Naser Shahalemi continues, telling a horrifying story of a brazen, and before then unprecedented, attack by insurgents against a symbol of the Western presence in Afghanistan: a posh, 5-star hotel unavailable to most Afghans. In a feat of prescience, Barnett Rubin predicted:
Such operations will continue. Even if the vast majority do not succeed, the result will be a mix of the following:
1. Many if not most of the civilian foreign expatriates currently involved in the delivery of aid or other activities in Afghanistan will leave.
2. Most of the rest will be concentrated into a Forbidden City like the Green Zone in Baghdad. The U.S. Embassy is already such a compound, and the area around it in Wazir Akbar Khan is already so fortified that it might not take much more to turn that and the adjacent areas of Shahr-i Naw (palace, main ministries, UN offices, embassies) into such a zone.

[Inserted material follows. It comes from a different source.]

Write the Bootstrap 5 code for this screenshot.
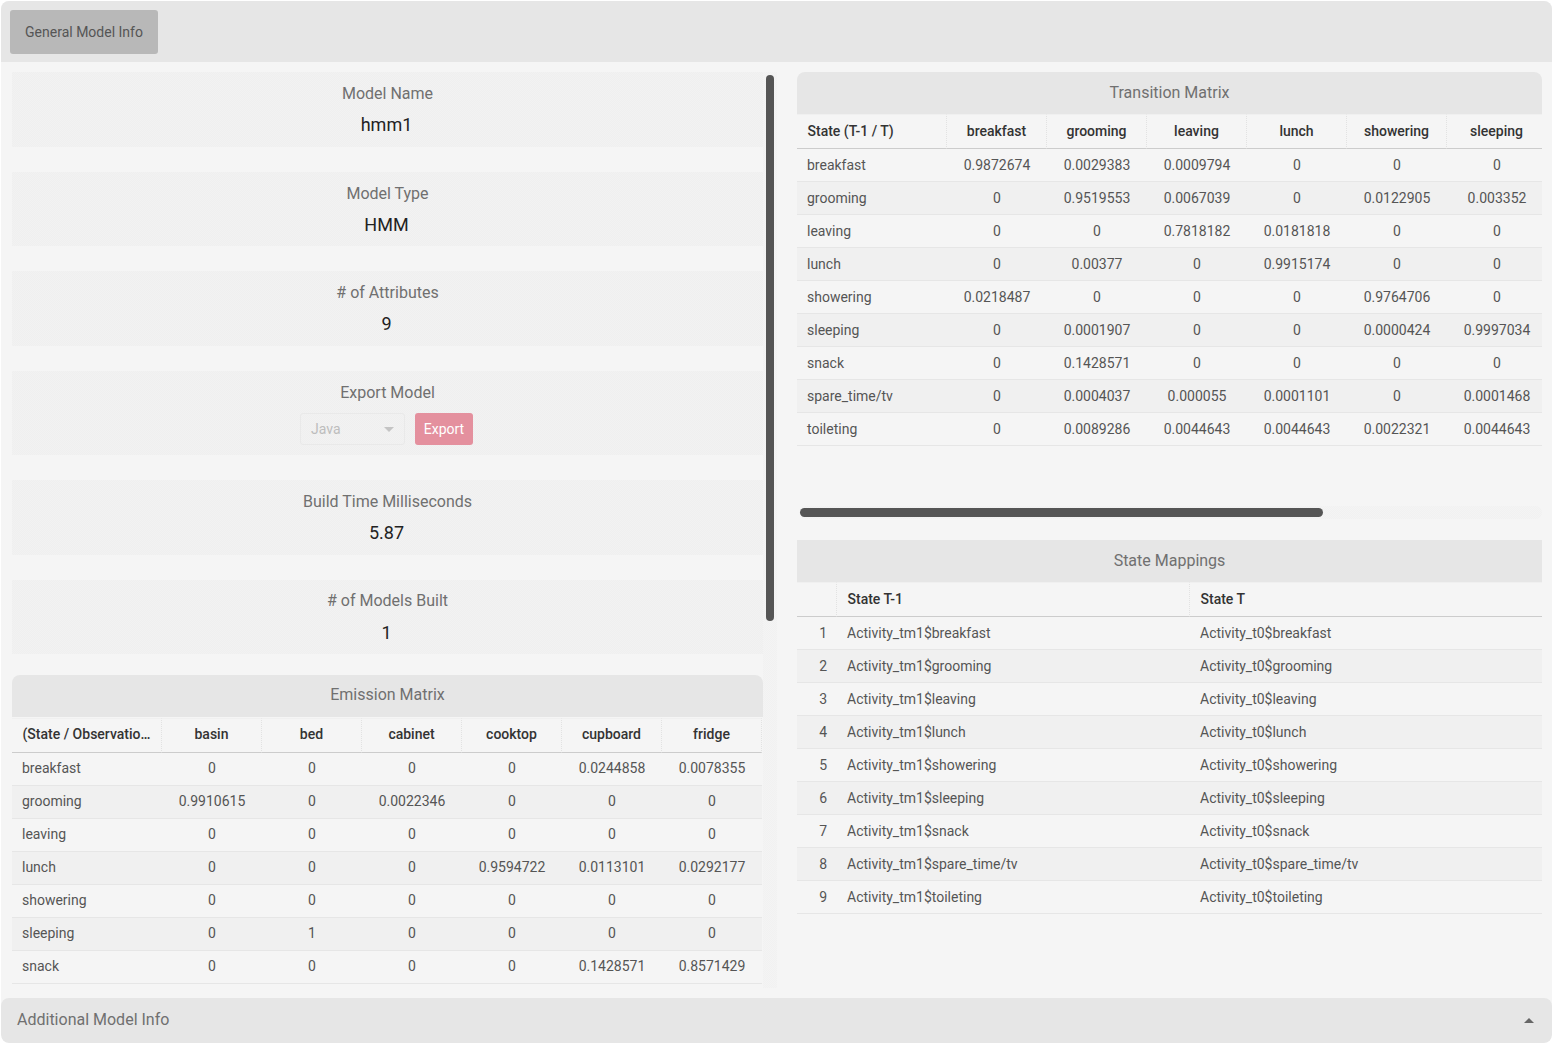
<!DOCTYPE html>
<html lang="en">
<head>
<meta charset="utf-8">
<title>General Model Info</title>
<link href="https://cdn.jsdelivr.net/npm/bootstrap@5.3.0/dist/css/bootstrap.min.css" rel="stylesheet">
<style>
html,body{height:100%;}
body{background:#fff;font-family:Roboto,"Liberation Sans",sans-serif;font-size:14px;color:#555;overflow:hidden;}
.app-shell{height:calc(100vh - 2px);margin:1px 2px 1px 1px;background:#f5f5f5;border-radius:8px;overflow:hidden;}
.top-bar{height:61px;background:#e6e6e6;padding:9px;flex:none;}
.tab-btn{width:148px;height:44px;background:#b8b8b8;color:#555;border:0;border-radius:3px;font-size:14px;padding:0;}
.tab-btn:hover{background:#b8b8b8;color:#555;}
.content-area{min-height:0;padding:10px 0;}
.left-pane{width:777px;flex:none;padding:0 15px 0 11px;overflow:hidden;}
.right-pane{min-width:0;padding:0 10px 0 19px;}
.track-y{position:absolute;top:0;bottom:0;right:1px;width:14px;background:repeating-conic-gradient(#f1f1f1 0 25%,#f4f4f4 0 50%) 0 0/2px 2px;}
.thumb-y{margin:3px 0 0 3px;width:8px;height:546px;background:#555;border-radius:4px;}
.info-tile{background:repeating-conic-gradient(#efefef 0 25%,#f2f2f2 0 50%) 0 0/2px 2px;text-align:center;padding:11px 0 10.67px;margin-bottom:25px;}
.tile-export{padding-bottom:10px;}
.tile-tight{padding-top:10px;}
.tile-tight .tile-label{margin-bottom:10px;}
.tile-label{font-size:16px;line-height:22px;color:#707070;margin-bottom:9px;}
.tile-value{font-size:18px;line-height:22px;color:#222;margin-right:2px;}
.export-row{height:32px;margin-right:2px;}
.fake-select{width:105px;height:32px;border:1px solid #e9e9e9;border-radius:3px;color:#bdbdbd;padding:1px 10px 0;margin-right:10px;}
.fake-caret{width:0;height:0;border-left:5px solid transparent;border-right:5px solid transparent;border-top:5px solid #c4c4c4;}
.export-btn{width:58px;height:32px;background:#e4909e;border:0;border-radius:3px;color:#fff;font-size:14px;padding:1px 0 0;}
.export-btn:disabled{background:#e4909e;color:#fff;opacity:1;}
.matrix-head{height:42px;background:#e6e6e6;color:#707070;font-size:16px;line-height:42px;text-align:center;}
.rounded-head{border-radius:8px 8px 0 0;}
.head-emission{margin:20.67px 0 1px;line-height:40px;}
.matrix-clip{overflow:hidden;}
.matrix-table{table-layout:fixed;border-collapse:separate;border-spacing:0;margin:0;width:750px;}
.map-table{width:745px;}
.matrix-table th{height:35px;padding:0 10px 1px;font-weight:500;color:#333;text-align:center;vertical-align:middle;border-top:1px solid #f0f0f0;border-bottom:1px solid #ccc;border-right:1px dotted #e2e2e2;white-space:nowrap;overflow:hidden;text-overflow:ellipsis;}
.matrix-table td{height:33px;padding:0 10px;color:#555;text-align:center;vertical-align:middle;border-bottom:1px solid #e6e6e6;white-space:nowrap;}
.matrix-table th.cell-left{text-align:left;padding-left:10.5px;}
.matrix-table td.cell-left{text-align:left;}
.matrix-table td.cell-idx{text-align:right;}
.matrix-table tbody tr:nth-child(even) td{background:#f0f0f0;}
.col-name{width:150px;}
.col-num{width:100px;}
.col-idx{width:40px;}
.col-map-a{width:353px;}
.col-map-b{width:352px;}
.track-x{height:13px;margin:60px 0 21px 3px;background:repeating-conic-gradient(#f1f1f1 0 25%,#f4f4f4 0 50%) 0 0/2px 2px;border-radius:6px;padding:2px 0;}
.thumb-x{width:523px;height:9px;background:#555;border-radius:5px;}
.bottom-bar{height:45px;flex:none;background:#e6e6e6;border-radius:8px;padding:0 18px 0 16px;font-size:16px;color:#707070;}
.bar-label{margin-bottom:1px;}
.up-caret{width:0;height:0;border-left:5px solid transparent;border-right:5px solid transparent;border-bottom:5px solid #666;}
</style>
</head>
<body>
<div class="app-shell d-flex flex-column">
  <div class="top-bar"><button type="button" class="btn tab-btn">General Model Info</button></div>
  <div class="content-area d-flex flex-grow-1">
    <div class="left-pane position-relative">
      <div class="info-tile"><div class="tile-label">Model Name</div><div class="tile-value">hmm1</div></div>
      <div class="info-tile"><div class="tile-label">Model Type</div><div class="tile-value">HMM</div></div>
      <div class="info-tile"><div class="tile-label"># of Attributes</div><div class="tile-value">9</div></div>
      <div class="info-tile tile-export">
        <div class="tile-label">Export Model</div>
        <div class="export-row d-flex justify-content-center">
          <div class="fake-select d-flex align-items-center justify-content-between"><span>Java</span><span class="fake-caret"></span></div>
          <button type="button" class="btn export-btn" disabled>Export</button>
        </div>
      </div>
      <div class="info-tile"><div class="tile-label">Build Time Milliseconds</div><div class="tile-value">5.87</div></div>
      <div class="info-tile tile-tight mb-0"><div class="tile-label"># of Models Built</div><div class="tile-value">1</div></div>
      <div class="matrix-head rounded-head head-emission">Emission Matrix</div>
      <div class="matrix-clip">
      <table class="table matrix-table">
        <thead><tr><th class="col-name cell-left">(State / Observation)</th><th class="col-num">basin</th><th class="col-num">bed</th><th class="col-num">cabinet</th><th class="col-num">cooktop</th><th class="col-num">cupboard</th><th class="col-num">fridge</th></tr></thead>
        <tbody>
          <tr><td class="cell-left">breakfast</td><td>0</td><td>0</td><td>0</td><td>0</td><td>0.0244858</td><td>0.0078355</td></tr>
          <tr><td class="cell-left">grooming</td><td>0.9910615</td><td>0</td><td>0.0022346</td><td>0</td><td>0</td><td>0</td></tr>
          <tr><td class="cell-left">leaving</td><td>0</td><td>0</td><td>0</td><td>0</td><td>0</td><td>0</td></tr>
          <tr><td class="cell-left">lunch</td><td>0</td><td>0</td><td>0</td><td>0.9594722</td><td>0.0113101</td><td>0.0292177</td></tr>
          <tr><td class="cell-left">showering</td><td>0</td><td>0</td><td>0</td><td>0</td><td>0</td><td>0</td></tr>
          <tr><td class="cell-left">sleeping</td><td>0</td><td>1</td><td>0</td><td>0</td><td>0</td><td>0</td></tr>
          <tr><td class="cell-left">snack</td><td>0</td><td>0</td><td>0</td><td>0</td><td>0.1428571</td><td>0.8571429</td></tr>
        </tbody>
      </table>
      </div>
      <div class="track-y"><div class="thumb-y"></div></div>
    </div>
    <div class="right-pane flex-grow-1">
      <div class="matrix-head rounded-head">Transition Matrix</div>
      <div class="matrix-clip">
      <table class="table matrix-table">
        <thead><tr><th class="col-name cell-left">State (T-1 / T)</th><th class="col-num">breakfast</th><th class="col-num">grooming</th><th class="col-num">leaving</th><th class="col-num">lunch</th><th class="col-num">showering</th><th class="col-num">sleeping</th></tr></thead>
        <tbody>
          <tr><td class="cell-left">breakfast</td><td>0.9872674</td><td>0.0029383</td><td>0.0009794</td><td>0</td><td>0</td><td>0</td></tr>
          <tr><td class="cell-left">grooming</td><td>0</td><td>0.9519553</td><td>0.0067039</td><td>0</td><td>0.0122905</td><td>0.003352</td></tr>
          <tr><td class="cell-left">leaving</td><td>0</td><td>0</td><td>0.7818182</td><td>0.0181818</td><td>0</td><td>0</td></tr>
          <tr><td class="cell-left">lunch</td><td>0</td><td>0.00377</td><td>0</td><td>0.9915174</td><td>0</td><td>0</td></tr>
          <tr><td class="cell-left">showering</td><td>0.0218487</td><td>0</td><td>0</td><td>0</td><td>0.9764706</td><td>0</td></tr>
          <tr><td class="cell-left">sleeping</td><td>0</td><td>0.0001907</td><td>0</td><td>0</td><td>0.0000424</td><td>0.9997034</td></tr>
          <tr><td class="cell-left">snack</td><td>0</td><td>0.1428571</td><td>0</td><td>0</td><td>0</td><td>0</td></tr>
          <tr><td class="cell-left">spare_time/tv</td><td>0</td><td>0.0004037</td><td>0.000055</td><td>0.0001101</td><td>0</td><td>0.0001468</td></tr>
          <tr><td class="cell-left">toileting</td><td>0</td><td>0.0089286</td><td>0.0044643</td><td>0.0044643</td><td>0.0022321</td><td>0.0044643</td></tr>
        </tbody>
      </table>
      </div>
      <div class="track-x"><div class="thumb-x"></div></div>
      <div class="matrix-head">State Mappings</div>
      <table class="table matrix-table map-table">
        <thead><tr><th class="col-idx"></th><th class="col-map-a cell-left">State T-1</th><th class="col-map-b cell-left border-end-0">State T</th></tr></thead>
        <tbody>
          <tr><td class="cell-idx">1</td><td class="cell-left">Activity_tm1$breakfast</td><td class="cell-left">Activity_t0$breakfast</td></tr>
          <tr><td class="cell-idx">2</td><td class="cell-left">Activity_tm1$grooming</td><td class="cell-left">Activity_t0$grooming</td></tr>
          <tr><td class="cell-idx">3</td><td class="cell-left">Activity_tm1$leaving</td><td class="cell-left">Activity_t0$leaving</td></tr>
          <tr><td class="cell-idx">4</td><td class="cell-left">Activity_tm1$lunch</td><td class="cell-left">Activity_t0$lunch</td></tr>
          <tr><td class="cell-idx">5</td><td class="cell-left">Activity_tm1$showering</td><td class="cell-left">Activity_t0$showering</td></tr>
          <tr><td class="cell-idx">6</td><td class="cell-left">Activity_tm1$sleeping</td><td class="cell-left">Activity_t0$sleeping</td></tr>
          <tr><td class="cell-idx">7</td><td class="cell-left">Activity_tm1$snack</td><td class="cell-left">Activity_t0$snack</td></tr>
          <tr><td class="cell-idx">8</td><td class="cell-left">Activity_tm1$spare_time/tv</td><td class="cell-left">Activity_t0$spare_time/tv</td></tr>
          <tr><td class="cell-idx">9</td><td class="cell-left">Activity_tm1$toileting</td><td class="cell-left">Activity_t0$toileting</td></tr>
        </tbody>
      </table>
    </div>
  </div>
  <div class="bottom-bar d-flex align-items-center justify-content-between"><span class="bar-label">Additional Model Info</span><span class="up-caret"></span></div>
</div>
<script src="https://cdn.jsdelivr.net/npm/bootstrap@5.3.0/dist/js/bootstrap.bundle.min.js"></script>
</body>
</html>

Rubin was wrong about the first point but very right about the second. I suggested at the time that "the U.S., and the international community, seems to be critically misunderstanding the very nature of conflict and reconstruction in Afghanistan and Pakistan's tribal areas. And that is why things are sliding downhill by the week."
As the last three years have unfolded, the U.S. embassy has become even more walled off, even more separate, from the rest of Afghanistan. It had sunk into a kind of stupor: immune from the travails of the city where it lived, yet intimately tied to the reasons why Kabul was facing such problems.
It's what makes Tuesday's attack on the U.S. embassy in Kabul so dramatic, and so very symbolic. Three years ago, an attack on the embassy was unthinkable: it was surrounded by a "ring of steel" -- dozens of guards, roadblocks, checkpoints, barricades, and HESCOs -- such that a direct assault on it was impossible. Unimaginable, even.